Strong Seat Belt Laws Lead to Greater Seat Belt Use and Fewer Fatalities
With primary enforcement, police officers execute a traffic stop and cite unbelted vehicle occupants without needing another reason for making the stop. Data show that states with primary enforcement seat belt laws are those states that have the highest seat belt use. States that have enacted primary enforcement seat belt laws have historically experienced increased seat belt use rates between 5 and 18 percentage points. The increased use is based on the realization by drivers that they may be stopped for violating the seat belt law.
Primary enforcement of seat belt use laws has also been associated with a reduction in fatalities. Based on a 2004 study examining 10 states that moved from secondary to primary enforcement of seat belt use laws, the change resulted in a 7 percent reduction in fatalities. A similar reduction in fatalities (about 10 percent) was observed in Minnesota, which introduced primary enforcement in 2009.

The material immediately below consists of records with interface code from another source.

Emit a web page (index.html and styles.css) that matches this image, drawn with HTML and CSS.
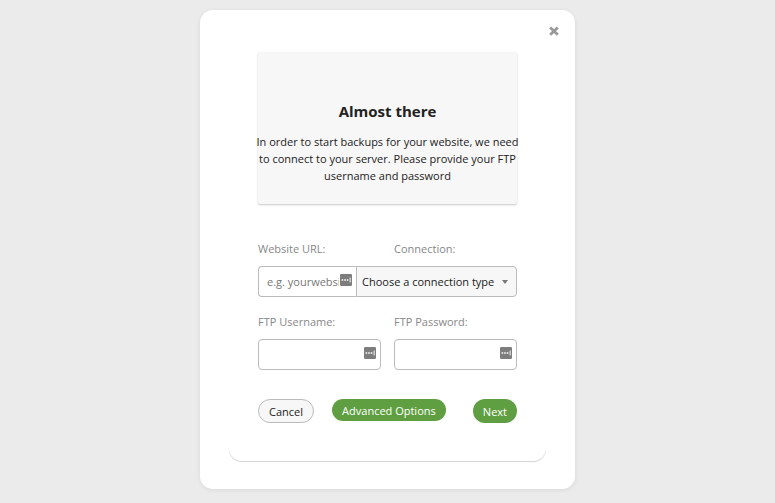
FILE: index.html
```html
<!DOCTYPE html>
<html lang="en">
<head>
    <meta charset="UTF-8">
    <meta name="viewport" content="width=device-width, initial-scale=1.0">
    <title>Almost there</title>
    <link rel="stylesheet" href="styles.css">
</head>
<body>
    <svg class="sprite" aria-hidden="true">
        <symbol id="key" viewBox="0 0 12 12">
            <rect width="12" height="12" rx="1.2" fill="#7d7d7d"/>
            <path d="M1.6 5.2h1.6v1.6H1.6zM4.2 5.2h1.6v1.6H4.2zM6.8 5.2h1.6v1.6H6.8zM9.7 3.6h.9v4.8h-.9z" fill="#fff"/>
        </symbol>
    </svg>
    <div class="modal">
        <button class="close" type="button" aria-label="Close">
            <svg viewBox="0 0 10 10" width="10" height="10">
                <path d="M2.2 2.4l5.6 5.4M7.8 2.4L2.2 7.8" stroke="#999" stroke-width="2.8" stroke-linecap="square"/>
            </svg>
        </button>
        <form class="panel">
            <div class="intro">
                <h1>Almost there</h1>
                <p>In order to start backups for your website, we need to connect to your server. Please provide your FTP username and password</p>
            </div>
            <div class="fields">
                <label for="url">Website URL:</label>
                <label for="connection">Connection:</label>
                <div class="group">
                    <div class="field">
                        <input id="url" type="text" placeholder="e.g. yourwebsite.com">
                        <svg class="key"><use href="#key"/></svg>
                    </div>
                    <div class="select">
                        <select id="connection">
                            <option>Choose a connection type</option>
                            <option>FTP</option>
                            <option>SFTP</option>
                        </select>
                    </div>
                </div>
                <label for="username">FTP Username:</label>
                <label for="password">FTP Password:</label>
                <div class="field">
                    <input id="username" type="text">
                    <svg class="key"><use href="#key"/></svg>
                </div>
                <div class="field">
                    <input id="password" type="password">
                    <svg class="key"><use href="#key"/></svg>
                </div>
            </div>
            <div class="actions">
                <button class="btn cancel" type="button">Cancel</button>
                <button class="btn advanced" type="button">Advanced Options</button>
                <button class="btn next" type="submit">Next</button>
            </div>
        </form>
    </div>
</body>
</html>
```
FILE: styles.css
```css
* {
    box-sizing: border-box;
}
body {
    margin: 0;
    padding: 10px;
    background-color: #ebebeb;
    font-family: "Open Sans", sans-serif;
    font-size: 11px;
    color: #222;
}
input, select, button {
    font: inherit;
    color: inherit;
}
.sprite {
    position: absolute;
    width: 0;
    height: 0;
}
.modal {
    position: relative;
    max-width: 375px;
    margin: 0 auto;
    padding: 28px 29px;
    background-color: #fff;
    border-radius: 13px;
    box-shadow: 0 1px 5px rgba(0, 0, 0, 0.08);
}
.close {
    position: absolute;
    top: 16px;
    right: 16px;
    width: 10px;
    height: 10px;
    padding: 0;
    border: none;
    background: none;
    cursor: pointer;
}
.close svg {
    display: block;
}
.panel {
    padding: 14px 29px 38px;
    border-radius: 13px;
    box-shadow: 0 1px 1px rgba(0, 0, 0, 0.18);
    clip-path: inset(10px 0 -3px);
}
.intro {
    padding: 48px 0 20px;
    background-color: #f7f7f7;
    border-radius: 2px;
    box-shadow: 0 1px 2px rgba(0, 0, 0, 0.22);
    text-align: center;
}
.intro h1 {
    margin: 0 0 11px;
    font-size: 15px;
    line-height: 22px;
}
.intro p {
    margin: 0 -4px;
    line-height: 17px;
}
.fields {
    display: grid;
    grid-template-columns: 1fr 1fr;
    column-gap: 13px;
    margin-top: 36px;
}
.fields label {
    height: 26px;
    line-height: 17px;
    color: #888;
}
.group {
    display: flex;
    grid-column: span 2;
    margin-bottom: 16px;
}
.group .field {
    flex: 1;
    min-width: 0;
}
.field {
    position: relative;
}
.field input {
    display: block;
    width: 100%;
    height: 31px;
    padding: 0 8px;
    border: 1px solid #bbb;
    border-radius: 4px;
    background-color: #fff;
}
.group .field input {
    padding-right: 17px;
    border-right: none;
    border-radius: 4px 0 0 4px;
}
.field input::placeholder {
    color: #777;
}
.key {
    position: absolute;
    top: 8px;
    right: 5px;
    width: 12px;
    height: 12px;
}
.group .key {
    right: 4px;
}
.select {
    position: relative;
    width: 161px;
}
.select select {
    display: block;
    width: 100%;
    height: 31px;
    padding: 0 5px;
    border: 1px solid #bbb;
    border-radius: 0 4px 4px 0;
    background-color: #f7f7f7;
    appearance: none;
}
.select::after {
    content: "";
    position: absolute;
    top: 14px;
    right: 9px;
    border: 3px solid transparent;
    border-top: 4px solid #777;
    border-bottom: none;
    pointer-events: none;
}
.actions {
    display: flex;
    align-items: flex-start;
    justify-content: space-between;
    margin-top: 29px;
}
.btn {
    height: 24px;
    padding: 0 10px;
    border: none;
    border-radius: 12px;
    background-color: #5f9f42;
    color: #fff;
    cursor: pointer;
}
.cancel {
    border: 1px solid #bbb;
    background-color: #f7f7f7;
    color: #222;
}
.advanced {
    height: 22px;
    margin-right: 9px;
}
```
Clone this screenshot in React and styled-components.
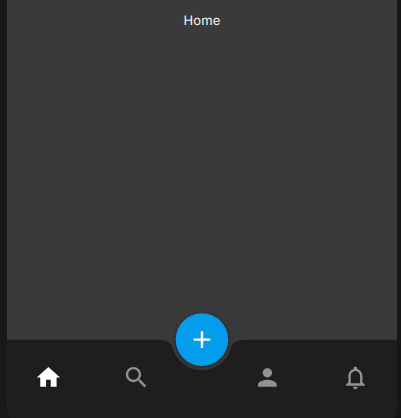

American citizens support primary enforcement. NHTSA conducted a survey in 2003 and found that 64 percent of the population surveyed supported primary enforcement. Even in states without a primary enforcement law, more than half of those surveyed approved of primary enforcement. Furthermore, minority populations were strong proponents of primary enforcement with 74 percent of Hispanics surveyed and 67 percent of African Americans surveyed endorsing primary enforcement.
The data show that primary enforcement seat belt laws increase seat belt usage, and with increased usage comes fewer injuries and fatalities. Based on these data and from highway crash investigations, the NTSB is confident that a significant number of lives can be saved and injuries avoided if Massachusetts enacts House Bill 1187. Thank you for your consideration of this important issue.